#### REQUIRED TASK:
Go through the listing and return every line with "React" in it.

#### MATERIAL:
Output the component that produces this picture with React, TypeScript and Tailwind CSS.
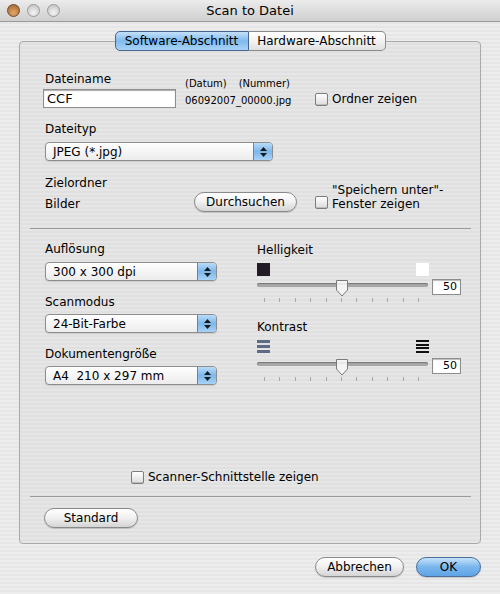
import React from "react";

const font = "font-['DejaVu_Sans',sans-serif]";

function Checkbox() {
  return (
    <span className="inline-block h-[13px] w-[13px] shrink-0 rounded-[2px] border border-[#7d7d7d] bg-gradient-to-b from-white to-[#dcdcdc] shadow-[inset_0_-1px_0_#bdbdbd]" />
  );
}

function AquaButton({ label, className = "", primary = false }: { label: string; className?: string; primary?: boolean }) {
  return (
    <div
      className={`flex h-[20px] items-center justify-center rounded-full border text-[12px] text-black ${
        primary
          ? "border-[#4a6d9c] bg-gradient-to-b from-[#c5e2fa] via-[#79b6ec] to-[#5fa4e6]"
          : "border-[#8a8a8a] bg-gradient-to-b from-white via-[#f0f0f0] to-[#d4d4d4]"
      } shadow-[0_1px_1px_rgba(0,0,0,0.15)] ${className}`}
    >
      {label}
    </div>
  );
}

function Select({ value, className = "" }: { value: string; className?: string }) {
  return (
    <div className={`flex h-[19px] overflow-hidden rounded-[4px] border border-[#8d8d8d] bg-gradient-to-b from-white to-[#ececec] shadow-[0_1px_1px_rgba(0,0,0,0.12)] ${className}`}>
      <div className="flex flex-1 items-center whitespace-pre pl-[7px] text-[12px] text-black">{value}</div>
      <div className="flex w-[19px] flex-col items-center justify-center gap-[2px] border-l border-[#5d86b8] bg-gradient-to-b from-[#b8dcf8] via-[#7cb8ec] to-[#a7d2f6]">
        <svg width="7" height="4" viewBox="0 0 7 4">
          <path d="M3.5 0 L7 4 L0 4 Z" fill="#1a1a1a" />
        </svg>
        <svg width="7" height="4" viewBox="0 0 7 4">
          <path d="M0 0 L7 0 L3.5 4 Z" fill="#1a1a1a" />
        </svg>
      </div>
    </div>
  );
}

function Slider() {
  const ticks = Array.from({ length: 11 }, (_, i) => i);
  return (
    <div className="flex items-start">
      <div className="relative h-[24px] w-[171px]">
        <div className="absolute left-0 right-0 top-[4px] h-[4px] rounded-full bg-[#a7a7a7] shadow-[inset_0_1px_1px_#777]" />
        <svg className="absolute left-[78px] top-[1px]" width="14" height="17" viewBox="0 0 14 17">
          <path d="M1.5 0.5 H12.5 V10 L7 16 L1.5 10 Z" fill="#f4f4f4" stroke="#7a7a7a" />
          <path d="M2.5 4 H11.5" stroke="#c8c8c8" strokeDasharray="1 1" />
        </svg>
        <div className="absolute left-[7px] top-[19px] flex w-[155px] justify-between">
          {ticks.map((t) => (
            <span key={t} className="h-[4px] w-px bg-[#a9a9a9]" />
          ))}
        </div>
      </div>
      <div className="ml-[4px] flex h-[16px] w-[29px] items-center justify-end border border-[#8c8c8c] bg-white pr-[3px] text-[11px] text-black shadow-[inset_0_1px_1px_#bbb]">
        50
      </div>
    </div>
  );
}

function LowContrast() {
  return (
    <div className="flex h-[13px] w-[13px] flex-col justify-between">
      <span className="h-[3px] w-full bg-[#5d6c84]" />
      <span className="h-[3px] w-full bg-[#5d6c84]" />
      <span className="h-[3px] w-full bg-[#5d6c84]" />
    </div>
  );
}

function HighContrast() {
  return (
    <div className="flex h-[13px] w-[13px] flex-col justify-between">
      <span className="h-[2px] w-full bg-[#111]" />
      <span className="h-[2px] w-full bg-[#111]" />
      <span className="h-[2px] w-full bg-[#111]" />
      <span className="h-[2px] w-full bg-[#111]" />
    </div>
  );
}

export default function App() {
  return (
    <div className={`flex h-[594px] w-[500px] flex-col overflow-hidden bg-[repeating-linear-gradient(0deg,#ededed_0px,#ededed_2px,#e6e6e6_2px,#e6e6e6_4px)] ${font}`}>
      {/* title bar */}
      <div className="relative flex h-[22px] shrink-0 items-center border-b border-[#9c9c9c] bg-gradient-to-b from-[#ececec] to-[#cfcfcf]">
        <div className="flex gap-[7px] pl-[7px]">
          <span className="h-[13px] w-[13px] rounded-full border border-[#6d4a2b] bg-[radial-gradient(circle_at_50%_70%,#e7a86a,#9a5c2c)]" />
          <span className="h-[13px] w-[13px] rounded-full border border-[#999] bg-[radial-gradient(circle_at_50%_70%,#f4f4f4,#bdbdbd)]" />
          <span className="h-[13px] w-[13px] rounded-full border border-[#999] bg-[radial-gradient(circle_at_50%_70%,#f4f4f4,#bdbdbd)]" />
        </div>
        <div className="absolute inset-0 flex items-center justify-center text-[13px] text-black">Scan to Datei</div>
      </div>

      <div className="flex flex-1 flex-col px-[19px] pt-[9px]">
        {/* tabs */}
        <div className="relative z-10 -mb-[10px] flex justify-center text-[12px] text-black">
          <div className="flex h-[20px] w-[134px] items-center justify-center rounded-l-[5px] border border-[#48648f] bg-gradient-to-b from-[#c3e0f9] via-[#7fbaee] to-[#a9d3f6]">
            Software-Abschnitt
          </div>
          <div className="flex h-[20px] w-[137px] items-center justify-center rounded-r-[5px] border border-l-0 border-[#8a8a8a] bg-gradient-to-b from-white via-[#f3f3f3] to-[#e0e0e0]">
            Hardware-Abschnitt
          </div>
        </div>

        {/* tab box */}
        <div className="flex h-[503px] flex-col rounded-[4px] border border-[#a9a9a9] bg-[repeating-linear-gradient(0deg,#e6e6e6_0px,#e6e6e6_2px,#e0e0e0_2px,#e0e0e0_4px)] text-[12px] text-black">
          {/* file name row */}
          <div className="mt-[29px] flex pl-[23px]">
            <div className="flex w-[133px] flex-col">
              <div className="h-[16px] pl-[2px] leading-[16px]">Dateiname</div>
              <div className="mt-[2px] flex h-[19px] items-center border border-[#8f8f8f] bg-white pl-[3px] text-[13px] shadow-[inset_0_1px_1px_#aaa]">
                CCF
              </div>
            </div>
            <div className="ml-[9px] flex w-[130px] flex-col text-[10px]">
              <div className="mt-[5px] flex h-[14px] items-center gap-[12px]">
                <span>(Datum)</span>
                <span>(Nummer)</span>
              </div>
              <div className="mt-[3px] flex h-[14px] items-center">06092007_00000.jpg</div>
            </div>
            <div className="mt-[21px] flex h-[14px] items-center gap-[4px]">
              <Checkbox />
              <span>Ordner zeigen</span>
            </div>
          </div>

          {/* file type */}
          <div className="mt-[13px] h-[16px] pl-[25px] leading-[16px]">Dateityp</div>
          <Select value="JPEG (*.jpg)" className="ml-[25px] mt-[5px] w-[228px]" />

          {/* target folder */}
          <div className="mt-[14px] flex pl-[25px]">
            <div className="flex w-[149px] flex-col">
              <div className="h-[16px] leading-[16px]">Zielordner</div>
              <div className="mt-[5px] h-[16px] leading-[16px]">Bilder</div>
            </div>
            <AquaButton label="Durchsuchen" className="mt-[17px] w-[103px]" />
            <div className="ml-[18px] mt-[8px] flex items-start gap-[4px]">
              <span className="mt-[13px]">
                <Checkbox />
              </span>
              <div className="leading-[14px]">
                "Speichern unter"-
                <br />
                Fenster zeigen
              </div>
            </div>
          </div>

          <div className="ml-[10px] mr-[9px] mt-[14px] h-px bg-[#9a9a9a]" />

          {/* scan settings */}
          <div className="flex pl-[25px]">
            <div className="flex w-[212px] flex-col">
              <div className="mt-[12px] h-[16px] leading-[16px]">Auflösung</div>
              <Select value="300 x 300 dpi" className="mt-[5px] w-[172px]" />
              <div className="mt-[13px] h-[16px] leading-[16px]">Scanmodus</div>
              <Select value="24-Bit-Farbe" className="mt-[4px] w-[172px]" />
              <div className="mt-[13px] h-[16px] leading-[16px]">Dokumentengröße</div>
              <Select value="A4  210 x 297 mm" className="mt-[4px] w-[172px]" />
            </div>
            <div className="flex w-[205px] flex-col">
              <div className="mt-[13px] h-[16px] leading-[16px]">Helligkeit</div>
              <div className="mt-[5px] flex w-[172px] justify-between">
                <span className="h-[13px] w-[13px] bg-[#221c26]" />
                <span className="h-[13px] w-[13px] bg-white" />
              </div>
              <div className="mt-[3px]">
                <Slider />
              </div>
              <div className="mt-[16px] h-[16px] leading-[16px]">Kontrast</div>
              <div className="mt-[5px] flex w-[172px] justify-between">
                <LowContrast />
                <HighContrast />
              </div>
              <div className="mt-[5px]">
                <Slider />
              </div>
            </div>
          </div>

          {/* bottom */}
          <div className="mt-auto flex flex-col pb-[15px]">
            <div className="flex h-[14px] items-center gap-[4px] pl-[111px]">
              <Checkbox />
              <span>Scanner-Schnittstelle zeigen</span>
            </div>
            <div className="ml-[10px] mr-[9px] mt-[12px] h-px bg-[#9a9a9a]" />
            <AquaButton label="Standard" className="ml-[24px] mt-[11px] w-[94px]" />
          </div>
        </div>

        {/* footer */}
        <div className="mt-[13px] flex justify-end gap-[12px] text-black">
          <AquaButton label="Abbrechen" className="w-[89px]" />
          <AquaButton label="OK" primary className="w-[65px]" />
        </div>
      </div>
    </div>
  );
}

#### THE COMPLETED TASK:
Output the component that produces this picture with React, TypeScript and Tailwind CSS.
import React from "react";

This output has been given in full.